I'm suck on how to do the following Linear Algebra proof:
Let $T$ be a self-adjoint operator on a finite-dimensional inner product space $V$.
Prove that for all $x \in V$, $||T(x)\pm ix||^2=||T(x)||^2+||x||^2.$
Deduce that $T-iI$ is invertible and that $[(T-iI)^{-1}]^{*}=(T+iI)^{-1}.$
Furthermore, show that $(T+iI)(T-iI)^{-1}$ is unitary.
My attempt at a solution (to the first part):
$||T(x)\pm ix||^2=\left< T(x)\pm ix, T(x)\pm ix\right>$
$=\left< T(x), T(x) \pm ix\right>\pm \left<ix, T(x)\pm ix \right>$
...
$=\left<T(x), T(x) \right>+ \left<x,x \right>$
$=||T(x)||^2+||x||^2$
The ... is the part I'm stuck on (I know, it's the bulk of the first part). I have yet to consider the next parts since I'm still stuck on this one.

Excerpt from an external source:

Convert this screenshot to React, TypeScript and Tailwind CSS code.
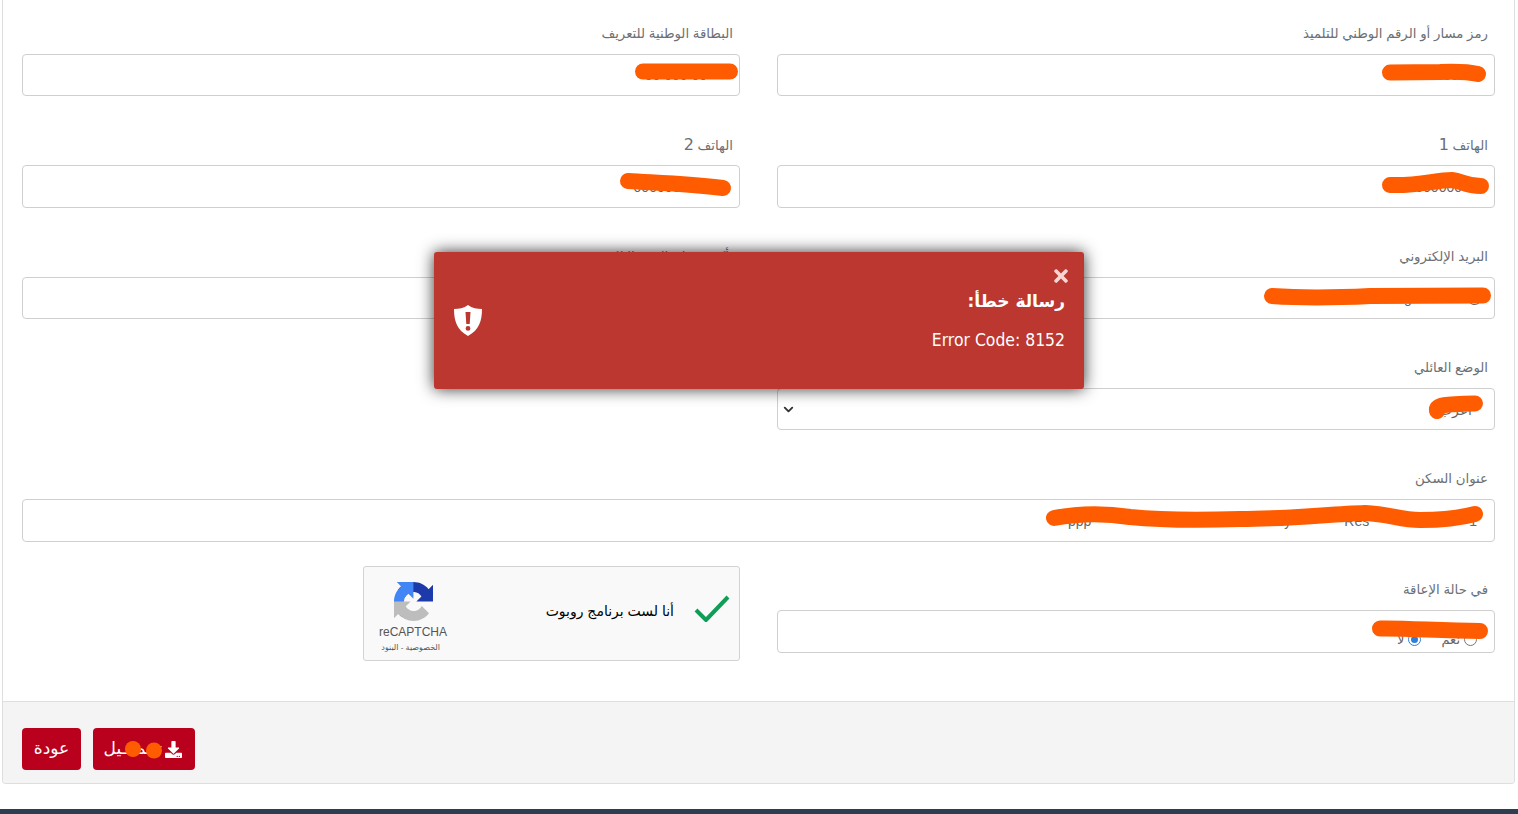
import type { ReactNode } from "react"
import { ChevronDown } from "lucide-react"
import { FaDownload, FaTimes } from "react-icons/fa"

const arabicFont = "font-['Liberation_Sans','DejaVu_Sans',sans-serif]"

function Field({ label, children, className = "" }: { label: ReactNode; children?: ReactNode; className?: string }) {
  return (
    <div className={`h-[111.3px] ${className}`}>
      <label className="block h-[28px] pr-[7px] text-[13.3px] leading-[16px] text-[#6c7075]">{label}</label>
      <div className="flex h-[42.4px] items-end rounded-[4px] border border-[#cfcfcf] bg-white px-[12px] pb-[12px] text-[14px] leading-[16px] text-[#666]">
        {children}
      </div>
    </div>
  )
}

function Digit({ children }: { children: string }) {
  return <span className="font-['DejaVu_Sans',sans-serif] text-[16px]">{children}</span>
}

function RecaptchaLogo() {
  return (
    <svg viewBox="0 0 64 64" className="mt-[3px] h-[39px] w-[39px]">
      <path
        fill="#1c3aa9"
        d="M64 31.955l-.033-1.37V4.687l-7.16 7.16C50.948 4.674 42.033.093 32.05.093c-10.4 0-19.622 4.96-25.458 12.64l11.736 11.86a15.55 15.55 0 0 1 4.754-5.334c2.05-1.6 4.952-2.906 8.968-2.906.485 0 .86.057 1.135.163 4.976.393 9.288 3.14 11.828 7.124l-8.307 8.307L64 31.953"
      />
      <path
        fill="#4285f4"
        d="M31.862.094l-1.37.033H4.594l7.16 7.16C4.58 13.147 0 22.06 0 32.046c0 10.4 4.96 19.622 12.64 25.458L24.5 45.768a15.55 15.55 0 0 1-5.334-4.754c-1.6-2.05-2.906-4.952-2.906-8.968 0-.485.057-.86.163-1.135.393-4.976 3.14-9.288 7.124-11.828l8.307 8.307L31.86.095"
      />
      <path
        fill="#bdbdbd"
        d="M.001 32.045l.033 1.37v25.898l7.16-7.16c5.86 7.173 14.774 11.754 24.76 11.754 10.4 0 19.622-4.96 25.458-12.64L45.677 39.4a15.55 15.55 0 0 1-4.754 5.334c-2.05 1.6-4.952 2.906-8.968 2.906-.485 0-.86-.057-1.135-.163-4.976-.393-9.288-3.14-11.828-7.124l8.307-8.307c-10.522.04-22.4.066-27.3-.005"
      />
    </svg>
  )
}

function Recaptcha() {
  return (
    <div className="-mt-[16px] flex h-[95px] w-[377px] items-center rounded-[3px] border border-[#d3d3d3] bg-[#f9f9f9] pl-[15px] pr-[9px]">
      <svg viewBox="0 0 36 28" className="mb-[12px] h-[28px] w-[36px]">
        <path d="M2 16 L12 26 L34 3" fill="none" stroke="#0f9d58" strokeWidth="4" />
      </svg>
      <span className="mb-[4px] mr-[20px] text-[14px] text-black">أنا لست برنامج روبوت</span>
      <div className="mr-auto mt-[5px] flex w-[68px] flex-col items-center">
        <RecaptchaLogo />
        <span dir="ltr" className="mt-[3px] text-[12px] leading-[16px] text-[#555]">reCAPTCHA</span>
        <span className="mr-[7px] mt-[2px] self-start text-[8px] leading-[12px] text-[#555]">الخصوصية - البنود</span>
      </div>
    </div>
  )
}

function Toast() {
  return (
    <div className="absolute left-[434px] top-[252px] flex h-[137px] w-[650px] rounded-[3px] bg-[#bb372f] text-white shadow-[0_0_16px_rgba(0,0,0,0.8)]">
      <div className="flex-1 pr-[19px] pt-[14px]">
        <FaTimes className="-mr-[6px] h-[20px] w-[20px] text-[#f6d5d3]" />
        <div className="mt-[3px] font-['DejaVu_Sans',sans-serif] text-[17px] font-bold leading-[24px]">رسالة خطأ:</div>
        <div dir="ltr" className="mt-[15px] text-right font-['DejaVu_Sans_Condensed','DejaVu_Sans',sans-serif] text-[17.4px] leading-[24px]">
          Error Code: 8152
        </div>
      </div>
      <svg viewBox="0 0 28 32" className="ml-[20px] mt-[52px] h-[32px] w-[28px]">
        <path
          fillRule="evenodd"
          fill="#fff"
          d="M14 1 C18 4 23 5 28 5 C28 17 25 26 14 32 C3 26 0 17 0 5 C5 5 10 4 14 1Z M11.5 8 L12.3 20 L15.7 20 L16.5 8Z M14 22 A2.4 2.4 0 1 0 14 26.8 A2.4 2.4 0 1 0 14 22Z"
        />
      </svg>
    </div>
  )
}

function Scribbles() {
  const strokes = [
    "M1390 72.5 L1440 72 Q1465 71 1478 74",
    "M1390 185 C1420 186 1435 180 1452 180 C1462 181 1465 186 1481 186",
    "M1272 296 C1300 298 1330 298 1370 296 L1483 295.5",
    "M1437 411 C1436 405 1445 404 1475 403.5",
    "M643 71.5 L730 71.5",
    "M628 181 C660 183 690 184 723 188",
    "M1054 518 C1080 513 1105 513 1130 517 C1170 521 1210 520 1240 519 C1290 519 1330 514 1365 513 C1390 514 1400 520 1420 520 C1445 520 1460 518 1475 514",
    "M1380 628.5 C1410 628 1440 631 1480 631",
  ]
  return (
    <svg className="pointer-events-none absolute inset-0 h-[814px] w-[1518px]" viewBox="0 0 1518 814">
      {strokes.map((d) => (
        <path key={d} d={d} fill="none" stroke="#ff5c02" strokeWidth="16" strokeLinecap="round" />
      ))}
      <circle cx="133" cy="749" r="8" fill="#ff5c02" />
      <circle cx="154" cy="750.5" r="8" fill="#ff5c02" />
    </svg>
  )
}

export default function App() {
  return (
    <div dir="rtl" className={`relative h-[814px] w-[1518px] overflow-hidden bg-white ${arabicFont}`}>
      <div className="ml-[2px] mr-[3px] flex h-[784px] flex-col rounded-b-[4px] border-x border-b border-[#dedede]">
        <div className="flex-1 pl-[19px] pr-[19px] pt-[26px]">
          <div className="grid grid-cols-2 gap-x-[37px]">
            <Field label="رمز مسار أو الرقم الوطني للتلميذ">00000000000</Field>
            <Field label="البطاقة الوطنية للتعريف">
              <span className="mr-[20px]">00 000 00</span>
            </Field>
            <Field label={<>الهاتف <Digit>1</Digit></>}>
              <span className="mr-[20px]">0000000</span>
            </Field>
            <Field label={<>الهاتف <Digit>2</Digit></>}>000000000000</Field>
            <Field label="البريد الإلكتروني">@gmail.com</Field>
            <Field label="تأكيد عنوان البريد الإلكتروني" />
            <div className="h-[111.3px]">
              <label className="block h-[28px] pr-[7px] text-[13.3px] leading-[16px] text-[#6c7075]">الوضع العائلي</label>
              <div className="flex h-[42.4px] items-center justify-between rounded-[4px] border border-[#cfcfcf] bg-white pl-[3px] pr-[12px]">
                <span className="mr-[10px] mt-[2px] text-[14px] text-[#666]">أعزب</span>
                <ChevronDown className="h-[15px] w-[15px] text-[#333]" strokeWidth={3} />
              </div>
            </div>
            <div />
            <Field label="عنوان السكن" className="col-span-2">
              <span dir="ltr" className="mr-[5px] flex">
                <span className="mr-[193px]">ppp</span>
                <span className="mr-[53px]">y</span>
                <span>Res</span>
                <span className="ml-[100px]">1</span>
              </span>
            </Field>
            <Field label="في حالة الإعاقة">
              <span className="mb-[-8px] flex items-center">
                <span className="mr-[5px] h-[13px] w-[13px] rounded-full border border-[#777]" />
                <span className="mr-[4px] text-[13px]">نعم</span>
                <span className="mr-[20px] flex h-[13px] w-[13px] items-center justify-center rounded-full border border-[#2f7fd6]">
                  <span className="h-[7px] w-[7px] rounded-full bg-[#2f7fd6]" />
                </span>
                <span className="mr-[4px] text-[13px]">لا</span>
              </span>
            </Field>
            <Recaptcha />
          </div>
        </div>
        <div className="flex h-[82px] items-start gap-[12px] rounded-b-[4px] border-t border-[#dedede] bg-[#f4f4f4] pl-[19px] pt-[26px]" dir="ltr">
          <button className="flex h-[42px] w-[59px] items-center justify-center rounded-[4px] bg-[#b9001c] font-['DejaVu_Sans',sans-serif] text-[17px] text-white">
            عودة
          </button>
          <button className="flex h-[42px] w-[102px] items-center justify-end gap-[3px] rounded-[4px] bg-[#b9001c] pr-[13px] font-['DejaVu_Sans',sans-serif] text-[17px] text-white">
            <span>تحمـــيل</span>
            <FaDownload className="h-[17px] w-[17px] shrink-0" />
          </button>
        </div>
      </div>
      <div className="mt-[25px] h-[5px] bg-[#2c3e50]" />
      <Scribbles />
      <Toast />
    </div>
  )
}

Any help would be appreciated! Thanks.
we have $$(Tx+ix,Tx+ix)=(Tx,Tx)+(ix, Tx)+(Tx, ix)+(ix,ix)=|Tx|^{2}+i(x,Tx)-i(x,Tx)+|x|^{2}$$where I assume you define the inner product to be Hermitian. I think for $Tx-ix$ it should be similar. The rest should be leave as an exercise for you; they are not that difficult.
To solve the last one, notice we have $(T-iI)^{-1}$'s adjoint to be $(T+iI)^{-1}$, and $(T+iI)$'a adjoint to be $T-iI$. The first one can be proved by expanding $(T-iI)^{-1}$ as $(I-iT^{-1})^{-1}T^{-1}$, then use geometric series.

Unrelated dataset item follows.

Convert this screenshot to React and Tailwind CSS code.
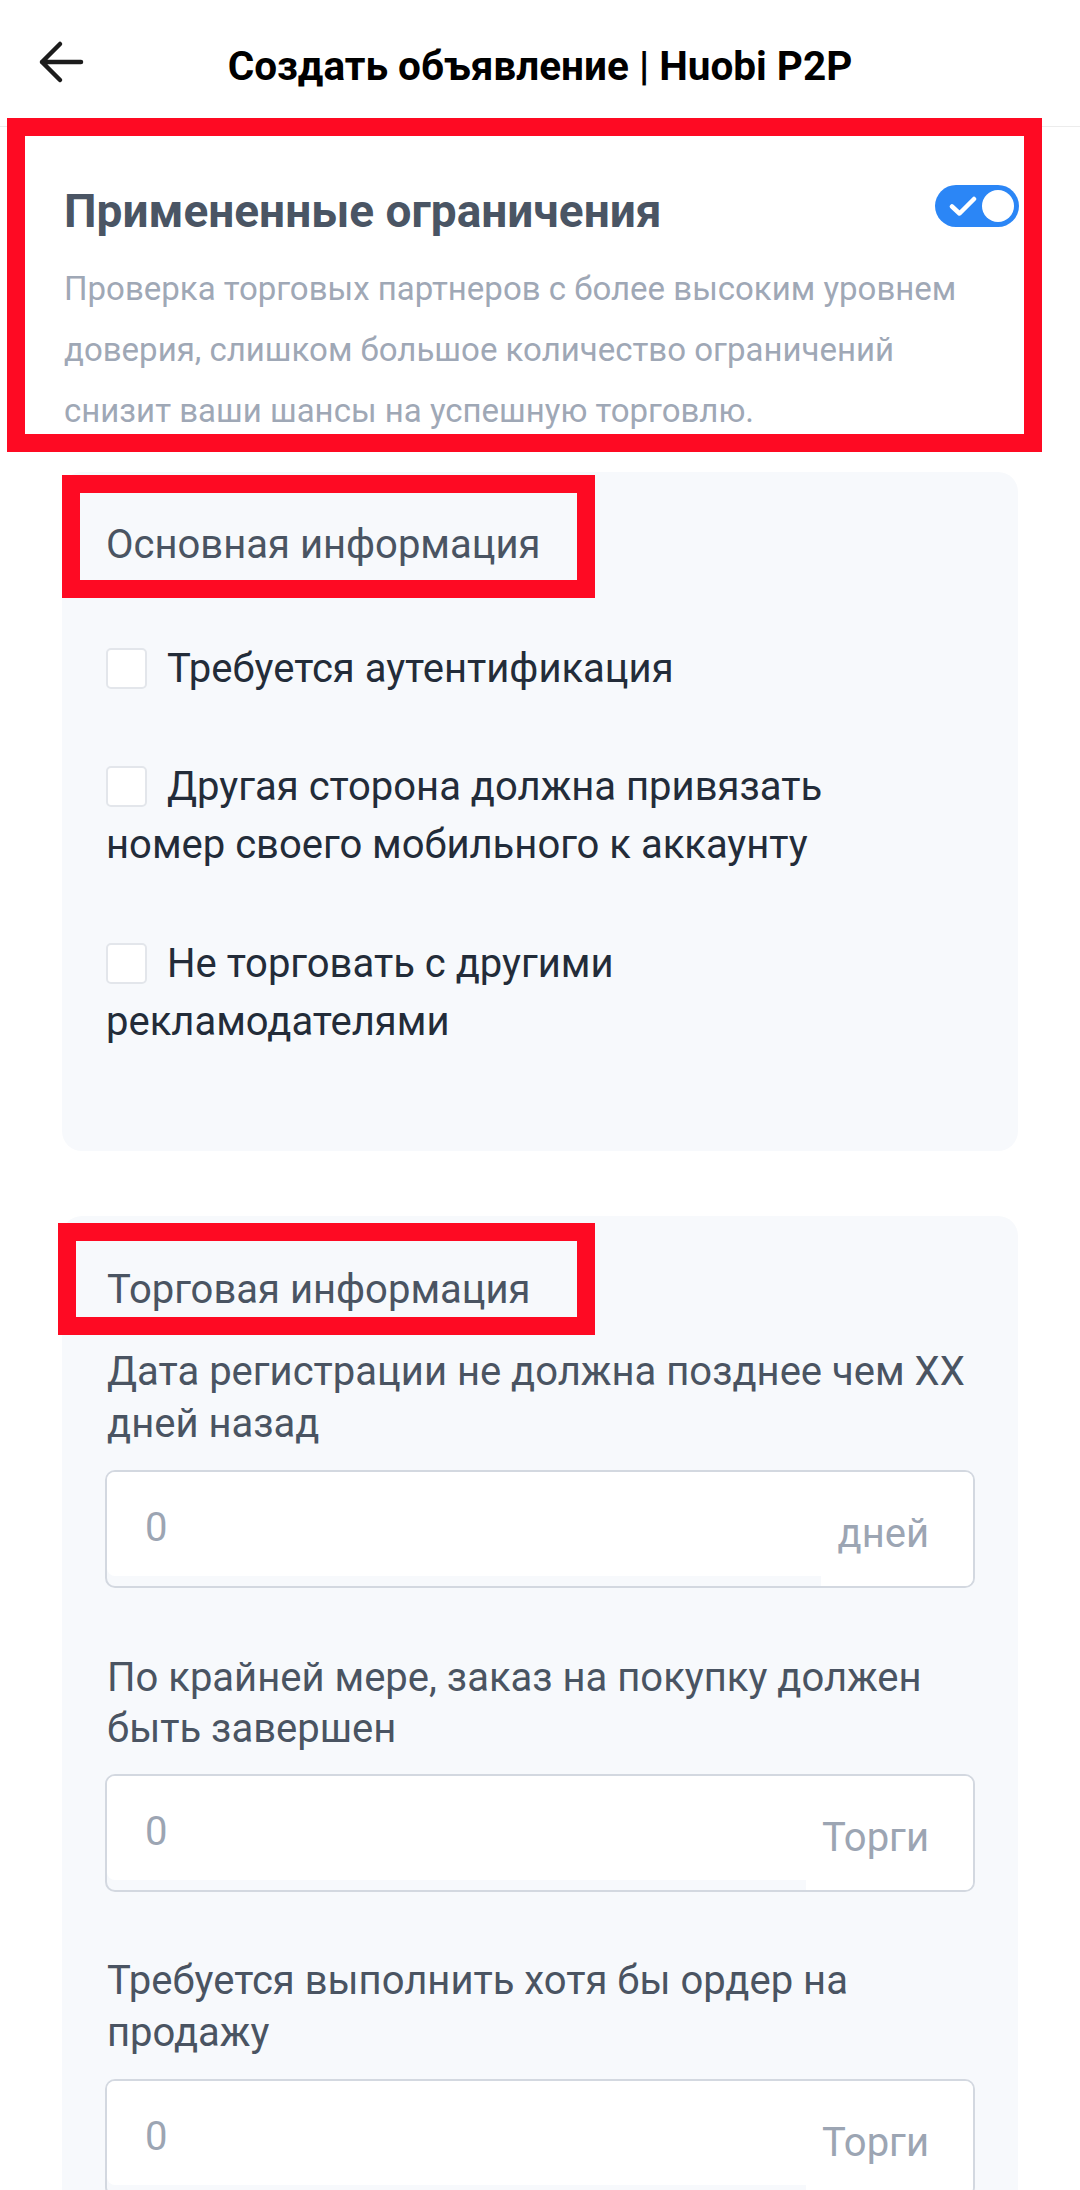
import React from "react";

function Checkbox() {
  return (
    <span className="inline-block w-[41px] h-[41px] align-middle mr-[20px] -mt-[6px] rounded-[5px] border-2 border-[#e3e6eb] bg-white" />
  );
}

function NumberField({ unit }) {
  return (
    <div className="mt-[20px] h-[118px] flex border-2 border-[#d3d8e0] rounded-[10px] bg-[#f7f9fc] overflow-hidden">
      <div className="flex-1 mb-[10px] bg-white rounded-bl-[8px] flex items-center pl-[38px] text-[40px] text-[#9ca5b3] leading-none pt-[8px]">
        0
      </div>
      <div className="bg-white flex items-center pl-[16px] pr-[44px] pt-[9px] text-[40px] text-[#9ca5b3] leading-none">
        {unit}
      </div>
    </div>
  );
}

export default function App() {
  return (
    <div className="relative w-[1080px] h-[2190px] overflow-hidden bg-white font-['Roboto',sans-serif]">
      {/* Header */}
      <div className="h-[127px] border-b border-[#ececec] grid grid-cols-[1fr_auto_1fr] items-center">
        <div className="pl-[38px] pb-[2px]">
          <svg width="46" height="44" viewBox="0 0 46 44" fill="none">
            <path d="M43 22H4M22 4L4 22L22 40" stroke="#1c1c1c" strokeWidth="4.5" strokeLinecap="round" strokeLinejoin="round" />
          </svg>
        </div>
        <div className="text-[40.5px] font-bold text-black pt-[6px]">
          Создать объявление | Huobi P2P
        </div>
        <div />
      </div>

      {/* Restrictions */}
      <div className="pl-[64px] pr-[61px] pt-[55px]">
        <div className="flex items-center justify-between">
          <div className="text-[46px] leading-[58px] font-bold text-[#4a5564]">Примененные ограничения</div>
          <div className="w-[84px] h-[42px] rounded-full bg-[#2b86f6] flex items-center justify-between pl-[14px] pr-[5px] -mt-[10px]">
            <svg width="28" height="22" viewBox="0 0 28 22" fill="none">
              <path d="M3 11.5L10.5 18.5L25 4" stroke="white" strokeWidth="4.5" strokeLinecap="round" strokeLinejoin="round" />
            </svg>
            <span className="w-[32px] h-[32px] rounded-full bg-white" />
          </div>
        </div>
        <p className="mt-[18px] text-[33px] leading-[61px] text-[#9fa8b6]">
          Проверка торговых партнеров с более высоким уровнем
          <br />
          доверия, слишком большое количество ограничений
          <br />
          снизит ваши шансы на успешную торговлю.
        </p>
      </div>

      {/* Basic info card */}
      <div className="mx-[62px] mt-[31px] rounded-[20px] bg-[#f7f9fc] px-[44px] pt-[44px] pb-[100px]">
        <div className="text-[40px] leading-[58px] text-[#4a5462]">Основная информация</div>
        <div className="mt-[66px] text-[40px] leading-[58px] text-[#232c39]">
          <Checkbox />Требуется аутентификация
        </div>
        <div className="mt-[60px] text-[40px] leading-[58px] text-[#232c39]">
          <Checkbox />Другая сторона должна привязать
          <br />
          номер своего мобильного к аккаунту
        </div>
        <div className="mt-[61px] text-[40px] leading-[58px] text-[#232c39]">
          <Checkbox />Не торговать с другими
          <br />
          рекламодателями
        </div>
      </div>

      {/* Trade info card */}
      <div className="mx-[62px] mt-[65px] rounded-[20px] bg-[#f7f9fc] px-[43px] pt-[45px] pb-[60px]">
        <div className="pl-[2px] text-[40px] leading-[58px] text-[#4a5462]">Торговая информация</div>
        <div className="mt-[27px] pl-[2px] text-[40px] leading-[52px] text-[#4a5462]">
          Дата регистрации не должна позднее чем XX
          <br />
          дней назад
        </div>
        <NumberField unit="дней" />
        <div className="mt-[64px] pl-[2px] text-[40px] leading-[51px] text-[#4a5462]">
          По крайней мере, заказ на покупку должен
          <br />
          быть завершен
        </div>
        <NumberField unit="Торги" />
        <div className="mt-[63px] pl-[2px] text-[40px] leading-[52px] text-[#4a5462]">
          Требуется выполнить хотя бы ордер на
          <br />
          продажу
        </div>
        <NumberField unit="Торги" />
      </div>

      {/* Red annotation boxes */}
      <div className="absolute left-[7px] top-[118px] w-[1035px] h-[334px] border-[18px] border-[#fe0a23]" />
      <div className="absolute left-[62px] top-[475px] w-[533px] h-[123px] border-[18px] border-[#fe0a23]" />
      <div className="absolute left-[58px] top-[1223px] w-[537px] h-[112px] border-[18px] border-[#fe0a23]" />
    </div>
  );
}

The second one follows by $(Tx+ix,y)=(Tx,y)+(x,-iy)=(x,Ty)+(x-iy)=(x,(T-I)y)$.
If we want $(T+iI)(T-iI)^{-1}$ to be unitary, then we want $$((T+iI)(T-iI)^{-1}x,(T+iI)(T-iI)^{-1}x)=(x,x)$$ for all $x$. Moving around this is the same as $$((T^{2}+I)(T-iI)^{-1}x,(T-iI)^{-1}x)=(x,x)$$ but this is the same as $$((T+iI)x, (T-iI)^{-1}x)=(x,x)$$ and the result follows because we know $(T-iI)^{*}=(T+iI)^{-1}$.